Los soldados de la Jihad ponen en evidencia la incapacidad de Europa de frenar el terrorismo
PARÍS.- Cuando los autores de la horrible masacre de Charlie Hebdo sean detenidos, una vez que se silencien los clamores de la indignación y las críticas que surgirán aquí y allá, una realidad persistirá: la gran dificultad que enfrentan las democracias cuando deben luchar contra la violencia terrorista. Francia, como el resto de las naciones europeas, fue hasta ahora incapaz de evitar esos actos insensatos.
La cuestión se planteó por primera vez después de la facilidad con que pudo moverse hasta que fue detenido Mohammed Merah, autor de varios asesinatos en Toulouse y Montauban en marzo de 2012. Después se repitió con Mehdi Nemmouche y la escasa reacción de los servicios policiales.
Nemmouche había ido a combatir a Siria antes de regresar a Bélgica, donde asesinó a cuatro personas el 24 de mayo de 2014 en el Museo Judío de Bruselas. Después del ataque, el agresor pudo escapar sin problema y, seis días más tarde, tomar un ómnibus de Amsterdam a Marsella, donde los aduaneros lo detuvieron en forma totalmente casual.
Móviles y aislados, los nuevos terroristas aprendieron a pasar entre las redes de los servicios de seguridad. Como casi todos han pasado primero por la prisión, conocen perfectamente las técnicas policiales, así como el funcionamiento de la justicia.
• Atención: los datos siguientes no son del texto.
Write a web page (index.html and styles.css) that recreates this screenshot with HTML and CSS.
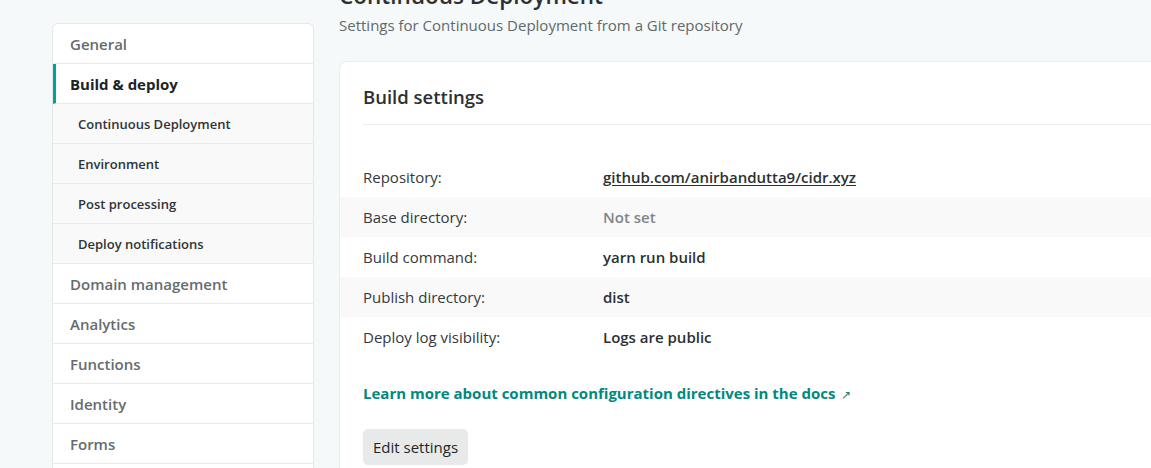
FILE: index.html
```html
<!DOCTYPE html>
<html lang="en">
<head>
<meta charset="utf-8">
<title>Continuous Deployment</title>
<link rel="stylesheet" href="styles.css">
</head>
<body>
<div class="layout">
  <nav class="sidenav">
    <a class="nav-item">General</a>
    <a class="nav-item active">Build &amp; deploy</a>
    <a class="nav-sub">Continuous Deployment</a>
    <a class="nav-sub">Environment</a>
    <a class="nav-sub">Post processing</a>
    <a class="nav-sub">Deploy notifications</a>
    <a class="nav-item">Domain management</a>
    <a class="nav-item">Analytics</a>
    <a class="nav-item">Functions</a>
    <a class="nav-item">Identity</a>
    <a class="nav-item">Forms</a>
    <a class="nav-item">Large Media</a>
  </nav>
  <main class="main">
    <header class="page-head">
      <h1 class="page-title">Continuous Deployment</h1>
      <p class="page-sub">Settings for Continuous Deployment from a Git repository</p>
    </header>
    <section class="card">
      <div class="card-head"><h2 class="card-title">Build settings</h2></div>
      <dl class="settings">
        <div class="row"><dt>Repository:</dt><dd><a class="repo">github.com/anirbandutta9/cidr.xyz</a></dd></div>
        <div class="row alt"><dt>Base directory:</dt><dd class="muted">Not set</dd></div>
        <div class="row"><dt>Build command:</dt><dd>yarn run build</dd></div>
        <div class="row alt"><dt>Publish directory:</dt><dd>dist</dd></div>
        <div class="row"><dt>Deploy log visibility:</dt><dd>Logs are public</dd></div>
      </dl>
      <div class="card-foot">
        <a class="docs-link">Learn more about common configuration directives in the docs <span class="ext">&#8599;</span></a>
        <button class="btn">Edit settings</button>
      </div>
    </section>
  </main>
</div>
</body>
</html>
```
FILE: styles.css
```css
html, body {
  margin: 0;
  padding: 0;
  background: #f6f9f9;
  font-family: "Open Sans", "Noto Sans", sans-serif;
  color: #2b3033;
  overflow: hidden;
}
.layout {
  display: flex;
  align-items: flex-start;
  gap: 25px;
  padding-left: 52px;
  margin-top: -19px;
}
.sidenav {
  width: 262px;
  flex: none;
  margin-top: 42px;
  background: #fff;
  border: 1px solid #e5e8e8;
  border-radius: 6px;
  display: flex;
  flex-direction: column;
  box-sizing: border-box;
}
.nav-item, .nav-sub {
  display: flex;
  align-items: center;
  height: 40px;
  box-sizing: border-box;
  border-bottom: 1px solid #e9ebeb;
  padding-left: 17px;
  font-size: 15px;
  font-weight: 600;
  color: #656b70;
}
.nav-item.active {
  color: #1b2327;
  font-weight: 700;
  border-left: 3px solid #00a394;
  padding-left: 14px;
}
.nav-sub {
  background: #f9f9f9;
  padding-left: 25px;
  font-size: 13px;
  color: #2e3438;
}
.main {
  flex: 1;
  min-width: 0;
}
.page-title {
  margin: 0 0 4px;
  height: 30px;
  font-size: 22.5px;
  line-height: 30px;
  font-weight: 600;
  color: #2b3033;
  white-space: nowrap;
}
.page-sub {
  margin: 0;
  height: 20px;
  font-size: 15px;
  line-height: 20px;
  color: #62686c;
}
.card {
  margin-top: 26px;
  background: #fff;
  border: 1px solid #eceeee;
  border-right: none;
  border-radius: 8px 0 0 8px;
  padding-bottom: 20px;
}
.card-head {
  margin-left: 23px;
  padding: 22px 0 14px;
  border-bottom: 1px solid #ececec;
}
.card-title {
  margin: 0;
  font-size: 18.5px;
  line-height: 26px;
  font-weight: 600;
  color: #2b3033;
}
.settings {
  margin: 32px 0 0;
}
.row {
  display: flex;
  align-items: center;
  height: 40px;
  padding-left: 23px;
}
.row.alt {
  background: #f9f9f9;
}
.row dt {
  width: 240px;
  flex: none;
  font-size: 15px;
  color: #33393d;
}
.row dd {
  margin: 0;
  font-size: 15px;
  font-weight: 600;
  color: #2b3033;
}
.row dd.muted {
  color: #808589;
}
.repo {
  color: #2b3033;
  text-decoration: underline;
  text-underline-offset: 2px;
}
.card-foot {
  padding: 0 23px;
  display: flex;
  flex-direction: column;
  align-items: flex-start;
}
.docs-link {
  margin-top: 26px;
  font-size: 15px;
  font-weight: 700;
  color: #00897e;
  line-height: 20px;
}
.ext {
  font-weight: 400;
  font-size: 12px;
  margin-left: 2px;
}
.btn {
  margin-top: 24px;
  height: 36px;
  padding: 0 10px;
  border: none;
  border-radius: 5px;
  background: #e8eaea;
  font-family: inherit;
  font-size: 15px;
  color: #1f2528;
}
```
Determinados, acostumbrados a la violencia extrema, familiarizados con todas las estrategias de la disimulación, esos individuos -considerados "lobos solitarios"- atacan sin prevenir a víctimas indefensas.
Nunca antes las democracias europeas se vieron confrontadas a un fenómeno jihadista tan difuso y masivo. ¿Cómo organizarse frente a un fenómeno que se funde con tanta facilidad en una sociedad democrática, capaz de escapar con semejante naturalidad al control de los servicios de seguridad?
Las autoridades francesas reconocen que la estrategia para hacer frente al terrorismo está "parcialmente caduca". "El caso Merah no es consecuencia de las disfunciones de nuestros servicios de inteligencia: los pone en evidencia", afirmaba en mayo de 2013 el informe de una comisión parlamentaria.
Después de ese informe, importantes medios financieros, humanos y materiales fueron destinados a la Dirección General de la Seguridad Exterior (DGSE) para tratar de poner límite a la amenaza terrorista en la escena internacional.
La cooperación entre los principales países concernidos por esa violencia debía permitir reforzar la eficacia de la lucha antiterrorista. Estos últimos años, después de cada reunión ministerial europea, los responsables aseguraban que se hacía todo lo posible para estrechar cada vez más la vigilancia. Con frecuencia, sin embargo, los intereses nacionales chocaron con esa lógica colectiva: así sucedió con Turquía, que considera que los kurdos constituyen una amenaza más grande que Estado Islámico (EI).
Por otra parte, a pesar de la voluntad de armonizar los marcos legislativos a nivel europeo, las barreras jurídicas obstaculizan la cooperación, sobre todo en materia de intercambio de información. Esas dificultades son producto de las tradiciones, la historia y la forma en que cada país trata las libertades del ciudadano, sobre todo en materia de acceso a datos personales por parte de la administración.
Francia, como sus vecinos europeos, intentó hacer frente a la violencia radical adoptando nuevos dispositivos antiterroristas. El gobierno francés pretendía centrar su esfuerzo en la prevención del islam radical, una visión defendida sobre todo, por los anglosajones. El problema es que esa respuesta -según los especialistas- peca por su contenido "todo represión". Las municipalidades, la educación nacional, el consejo francés del culto musulmán fueron asociados a campañas de sensibilización para reforzar el espíritu crítico de los aspirantes a la Jihad. También se organizaron acciones en centros de prevención. En las prefecturas se crearon células encargadas del seguimiento de familias cuyos hijos pasaron por un proceso de radicalización.
Es evidente que todo ese esfuerzo no ha dado los resultados esperados. En su libro Qué es una revolución religiosa, el filósofo iraní Daryush Shayegan anunciaba en 1991 la actual deriva de un islam que se sirve del mensaje profético para instalar el terror. Shayegan mostraba cómo el mundo ha entrado en una nueva era donde el mensaje de la fe se disuelve en el activismo político y utiliza los mismos métodos del fascismo y del comunismo.
Desde esa óptica, los autores de la matanza de anteayer en París pueden ser considerados verdaderos fascistas.
Con angelismo, muchos creyeron que el islamismo era soluble en la democracia. No es así, y la batalla para Occidente se anuncia larga y laboriosa.